Recentemente, un gruppo di ricerca ha migliorato significativamente la prima immagine del buco nero al centro della galassia M87, ottenuta nel 2019, grazie all’ausilio dell’IA.
Gli astronomi utilizzano l’Intelligenza Artificiale da decenni. Già nel 1990, i ricercatori dell’Università dell’Arizona furono tra i primi ad applicare le reti neurali per studiare la forma delle galassie. Da allora, l’IA si è diffusa in ogni aspetto della materia, offrendo strumenti per analizzare enormi set di dati e rivelare nuove conoscenze sull’universo.
Il crescente numero di telescopi e osservatori, come l’Osservatorio Vera Rubin in Cile di prossima costruzione, genererà una quantità di dati senza precedenti. Se ne prevedono 0,5 exabyte in 10 anni, circa 50.000 volte la quantità di informazioni contenute in tutti i libri contenuti nella Library of Congress. Per gestire questi enormi set di dati, gli astronomi si affidano sempre più agli algoritmi di Intelligenza Artificiale, che si dimostrano strumenti indispensabili per l’elaborazione delle informazioni e l’unica soluzione in mano agli astronomi per elaborare tutti i dati a loro disposizione.
Una buona parte dello studio astronomico può essere paragonato, usando una allegoria, alla ricerca di aghi in un pagliaio. Circa il 99% dei pixel in un’immagine astronomica contiene radiazioni di fondo, luce proveniente da altre fonti o l’oscurità dello spazio: solo l’1% ha forme riconducibili alle galassie. Ma le reti neurali sono perfettamente adattabili per individuare i modelli delle galassie.

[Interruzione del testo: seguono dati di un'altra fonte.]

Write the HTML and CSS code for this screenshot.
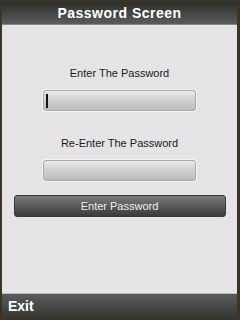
FILE: index.html
```html
<!DOCTYPE html>
<html lang="en">
<head>
    <meta charset="UTF-8">
    <title>Password Screen</title>
    <link rel="stylesheet" href="styles.css">
</head>
<body>
    <div class="frame">
        <div class="titlebar">Password Screen</div>
        <div class="content">
            <div class="label first">Enter The Password</div>
            <div class="field"><span class="cursor"></span></div>
            <div class="label second">Re-Enter The Password</div>
            <div class="field"></div>
            <div class="button">Enter Password</div>
        </div>
        <div class="softkeys">Exit</div>
    </div>
</body>
</html>
```

FILE: styles.css
```css
html, body {
    margin: 0;
    padding: 0;
}
body {
    width: 240px;
    height: 320px;
    background: #3d3426;
    font-family: 'Liberation Sans', Arial, sans-serif;
}
.frame {
    display: flex;
    flex-direction: column;
    height: 316px;
    padding: 2px 3px 2px 2px;
}
.titlebar {
    height: 22px;
    line-height: 23px;
    text-align: center;
    color: #ffffff;
    font-size: 14px;
    font-weight: bold;
    letter-spacing: 0.5px;
    background: linear-gradient(to bottom, #2c2f2c, #474a47 60%, #5a5d5a);
    border-bottom: 1px solid #8a8a8a;
}
.content {
    flex: 1;
    background: #e5e3e6;
    display: flex;
    flex-direction: column;
    align-items: center;
    border-bottom: 1px solid #bdbdbd;
}
.label {
    font-size: 11px;
    color: #1a1a1a;
    height: 13px;
    line-height: 13px;
}
.label.first {
    margin-top: 42px;
    margin-bottom: 10px;
}
.label.second {
    margin-top: 26px;
    margin-bottom: 10px;
}
.field {
    width: 151px;
    height: 19px;
    border: 1px solid #a9a9a9;
    border-radius: 3px;
    background: linear-gradient(to bottom, #eaeaea, #cfcfcf 50%, #bdbdbd);
    display: flex;
    align-items: center;
    box-shadow: 0 0 0 1px #f4f4f4;
}
.cursor {
    width: 2px;
    height: 14px;
    margin-left: 2px;
    background: #111111;
}
.button {
    margin-top: 14px;
    width: 210px;
    height: 20px;
    line-height: 20px;
    text-align: center;
    color: #eeeeee;
    font-size: 11px;
    border: 1px solid #2f3b3b;
    border-radius: 3px;
    background: linear-gradient(to bottom, #7a7a7a, #5a5a5a 50%, #3a3a3a);
}
.softkeys {
    height: 24px;
    line-height: 24px;
    padding-left: 6px;
    color: #ffffff;
    font-size: 14px;
    font-weight: bold;
    background: linear-gradient(to bottom, #5a5c5a, #454745 60%, #343634);
}
```
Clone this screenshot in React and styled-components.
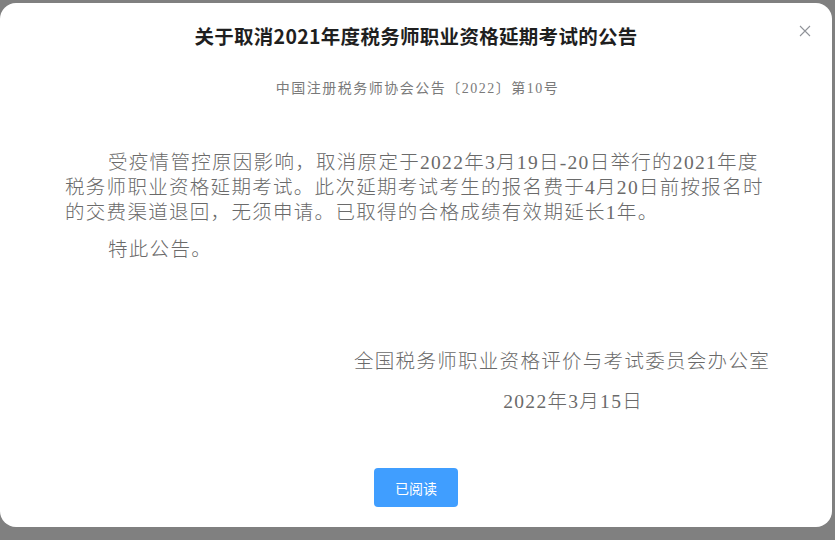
import React from 'react';
import styled, { createGlobalStyle } from 'styled-components';

const GlobalStyle = createGlobalStyle`
  html, body {
    margin: 0;
    padding: 0;
    background: #808080;
  }
  body {
    font-family: "Noto Sans CJK SC", sans-serif;
  }
`;

const Overlay = styled.div`
  width: 835px;
  height: 540px;
  padding: 3px 3px 0 0;
  box-sizing: border-box;
  background: #808080;
`;

const Dialog = styled.div`
  position: relative;
  width: 832px;
  height: 524px;
  background: #fff;
  border-radius: 16px;
  display: flex;
  flex-direction: column;
  box-sizing: border-box;
`;

const Header = styled.div`
  padding: 20px 20px 0;
  text-align: center;
`;

const Title = styled.h2`
  margin: 0;
  font-family: "Noto Sans CJK SC", sans-serif;
  font-size: 19.5px;
  line-height: 26px;
  letter-spacing: 0.3px;
  font-weight: 700;
  color: #1f1f1f;
`;

const CloseButton = styled.button`
  position: absolute;
  top: 22px;
  right: 21px;
  width: 12px;
  height: 12px;
  padding: 0;
  border: 0;
  background: none;
  cursor: pointer;
  display: flex;
  align-items: center;
  justify-content: center;
`;

const Body = styled.div`
  flex: 1;
  padding: 0 62px 0 65px;
  font-family: "Liberation Serif", "Noto Sans CJK SC", serif;
  color: #6a6a6a;
`;

const Subtitle = styled.div`
  margin-top: 30px;
  text-align: center;
  font-size: 14px;
  line-height: 20px;
  letter-spacing: 1.5px;
  color: #7a7a7a;
`;

const Paragraph = styled.p`
  margin: ${({ $first }) => ($first ? '51px' : '12px')} 0 0;
  font-size: 19.5px;
  line-height: 25px;
  letter-spacing: 1.3px;
  text-indent: 43px;
  font-weight: 300;
`;

const Signature = styled.div`
  margin-top: ${({ $gap }) => $gap}px;
  padding-right: ${({ $inset }) => $inset}px;
  text-align: right;
  font-size: 19.5px;
  line-height: 25px;
  letter-spacing: 1.3px;
  font-weight: 300;
`;

const Footer = styled.div`
  display: flex;
  justify-content: center;
  padding: 0 20px 20px;
`;

const PrimaryButton = styled.button`
  width: 84px;
  height: 39px;
  border: 0;
  border-radius: 4px;
  background: #409eff;
  color: #fff;
  font-family: "Noto Sans CJK SC", sans-serif;
  font-size: 14px;
  cursor: pointer;
`;

const CloseIcon = () => (
  <svg width="12" height="12" viewBox="0 0 12 12" fill="none">
    <path d="M1 1L11 11M11 1L1 11" stroke="#909399" strokeWidth="1.1" />
  </svg>
);

const App = () => (
  <>
    <GlobalStyle />
    <Overlay>
      <Dialog>
        <Header>
          <Title>关于取消2021年度税务师职业资格延期考试的公告</Title>
        </Header>
        <CloseButton aria-label="关闭">
          <CloseIcon />
        </CloseButton>
        <Body>
          <Subtitle>中国注册税务师协会公告〔2022〕第10号</Subtitle>
          <Paragraph $first>
            受疫情管控原因影响，取消原定于2022年3月19日-20日举行的2021年度税务师职业资格延期考试。此次延期考试考生的报名费于4月20日前按报名时的交费渠道退回，无须申请。已取得的合格成绩有效期延长1年。
          </Paragraph>
          <Paragraph>特此公告。</Paragraph>
          <Signature $gap={87} $inset={0}>全国税务师职业资格评价与考试委员会办公室</Signature>
          <Signature $gap={15} $inset={127}>2022年3月15日</Signature>
        </Body>
        <Footer>
          <PrimaryButton>已阅读</PrimaryButton>
        </Footer>
      </Dialog>
    </Overlay>
  </>
);

export default App;
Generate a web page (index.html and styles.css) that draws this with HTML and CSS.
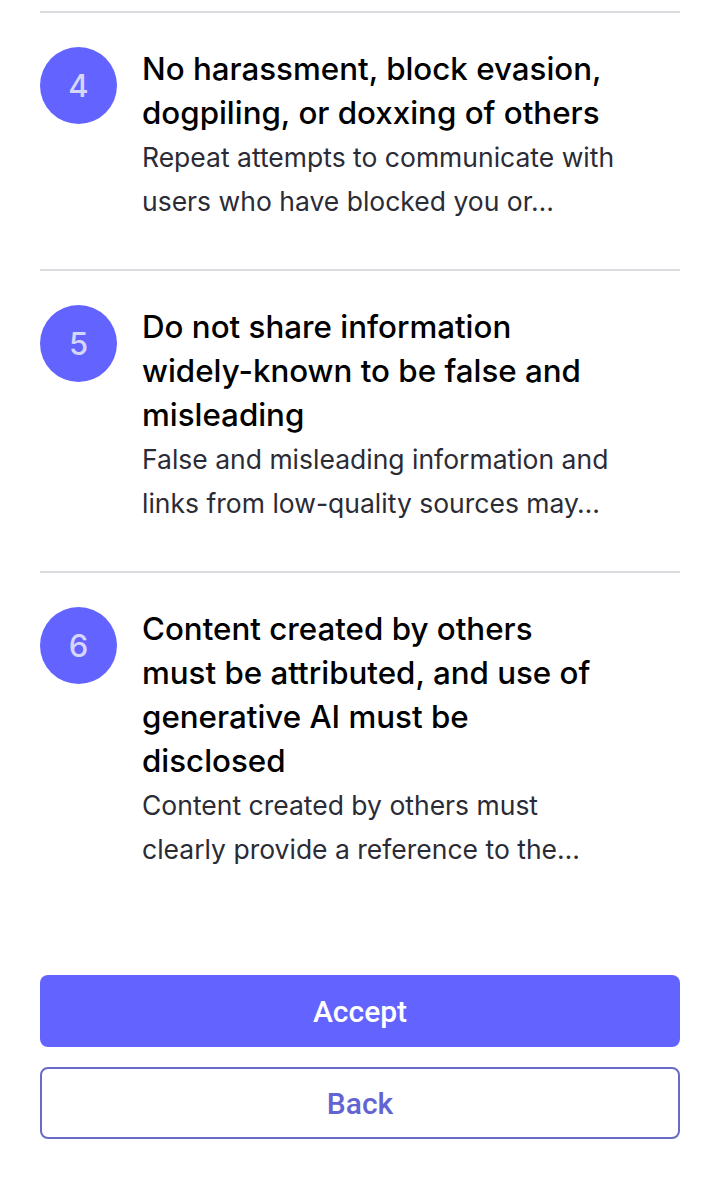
FILE: index.html
```html
<!DOCTYPE html>
<html lang="en">
<head>
<meta charset="utf-8">
<title>Rules</title>
<link rel="stylesheet" href="styles.css">
</head>
<body>
<main class="page">
  <ol class="rules">
    <li class="rule">
      <span class="rule-num">4</span>
      <div class="rule-body">
        <h2 class="rule-title">No harassment, block evasion,<br>dogpiling, or doxxing of others</h2>
        <p class="rule-desc">Repeat attempts to communicate with<br>users who have blocked you or…</p>
      </div>
    </li>
    <li class="rule">
      <span class="rule-num">5</span>
      <div class="rule-body">
        <h2 class="rule-title">Do not share information<br>widely-known to be false and<br>misleading</h2>
        <p class="rule-desc">False and misleading information and<br>links from low-quality sources may…</p>
      </div>
    </li>
    <li class="rule rule-last">
      <span class="rule-num">6</span>
      <div class="rule-body">
        <h2 class="rule-title">Content created by others<br>must be attributed, and use of<br>generative AI must be<br>disclosed</h2>
        <p class="rule-desc">Content created by others must<br>clearly provide a reference to the…</p>
      </div>
    </li>
  </ol>
  <div class="actions">
    <button class="btn btn-primary" type="button">Accept</button>
    <button class="btn btn-outline" type="button">Back</button>
  </div>
</main>
</body>
</html>
```

FILE: styles.css
```css
* {
  box-sizing: border-box;
}

html, body {
  margin: 0;
  padding: 0;
  background: #ffffff;
}

body {
  font-family: Inter, Roboto, "Noto Sans", sans-serif;
  color: #000000;
}

.page {
  padding: 11px 40px 56px;
}

.rules {
  list-style: none;
  margin: 0;
  padding: 0;
}

.rule {
  display: flex;
  align-items: flex-start;
  gap: 25px;
  border-top: 2px solid #dcdce0;
  padding: 34px 0 46px;
}

.rule-last {
  padding-bottom: 0;
}

.rule-num {
  flex: 0 0 77px;
  width: 77px;
  height: 77px;
  border-radius: 50%;
  background: #6364ff;
  color: #d6d6fa;
  display: flex;
  align-items: center;
  justify-content: center;
  font-family: Inter, Roboto, sans-serif;
  font-size: 31px;
  font-weight: 500;
}

.rule-body {
  flex: 1;
  min-width: 0;
}

.rule-title {
  margin: 0;
  font-size: 31.3px;
  font-weight: 500;
  line-height: 44px;
  color: #000000;
}

.rule-desc {
  margin: 0;
  font-size: 26.5px;
  font-weight: 400;
  line-height: 44px;
  color: #2b2b36;
}

.actions {
  display: flex;
  flex-direction: column;
  gap: 20px;
  margin-top: 104px;
}

.btn {
  display: flex;
  align-items: center;
  justify-content: center;
  width: 100%;
  height: 72px;
  border-radius: 8px;
  font-family: Roboto, "Noto Sans", "Liberation Sans", sans-serif;
  font-size: 30px;
  font-weight: 500;
  cursor: pointer;
}

.btn-primary {
  background: #6364ff;
  color: #ffffff;
  border: none;
}

.btn-outline {
  background: #ffffff;
  color: #6364d4;
  border: 2px solid #6a6ac8;
}
```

Grazie all’IA, infatti, gli astronomi possono ora classificare le galassie con una precisione del 98%, cercare segnali di vita extraterrestre con maggiore efficienza e scoprire esopianeti con una precisione del 96%.
Ma oltre a identificare oggetti noti, la potenza di calcolo delle più recenti soluzioni AI è in grado di ricercare oggetti o fenomeni teorizzati ma ancora non scoperti. Per fare ciò, gli astronomi usano prima l’Intelligenza Artificiale per convertire i modelli teorici in firme osservative, e poi sfruttano l’apprendimento automatico per affinare la capacità del sistema AI di rilevare i fenomeni previsti.
Ad esempio, recentemente un team del Sud Africa ha scoperto un oggetto unico che potrebbe essere un residuo della fusione esplosiva di due buchi neri supermassicci. Se ciò si rivelerà vero, i dati consentiranno un nuovo test della relatività generale.
Anche l’Intelligenza Artificiale Generativa e i modelli linguistici, come ChatGPT, stanno avendo un impatto significativo nel campo dell’astronomia. Il team che ha creato la prima immagine del buco nero nel 2019 ha utilizzato un’IA generativa per produrre un’immagine più nitida e coerente con le previsioni della relatività generale. Per fare ciò, i ricercatori hanno prima insegnato a una Intelligenza Artificiale come riconoscere i buchi neri e poi l’hanno utilizzata per colmare le lacune del primo studio, ricercando informazioni nell’enorme quantità di dati raccolti dai radiotelescopi sul buco nero M87.
Gli astronomi stanno anche adottando i sistemi generativi per gestire la complessità della ricerca moderna. Un team dell’Harvard-Smithsonian Center for Astrophysics ha sviluppato un modello linguistico chiamato astroBERT per leggere e organizzare oltre 15 milioni di articoli scientifici sull’astronomia.
Negli ultimi decenni l’Intelligenza Artificiale si è rivelata uno strumento fondamentale per gli astronomi. Con il progresso della tecnologia, i telescopi più performanti e i set di dati che crescono sempre di più, l’IA continuerà a svolgere un ruolo cruciale nel percorso di scoperta e comprensione del vasto e misterioso universo che ci circonda.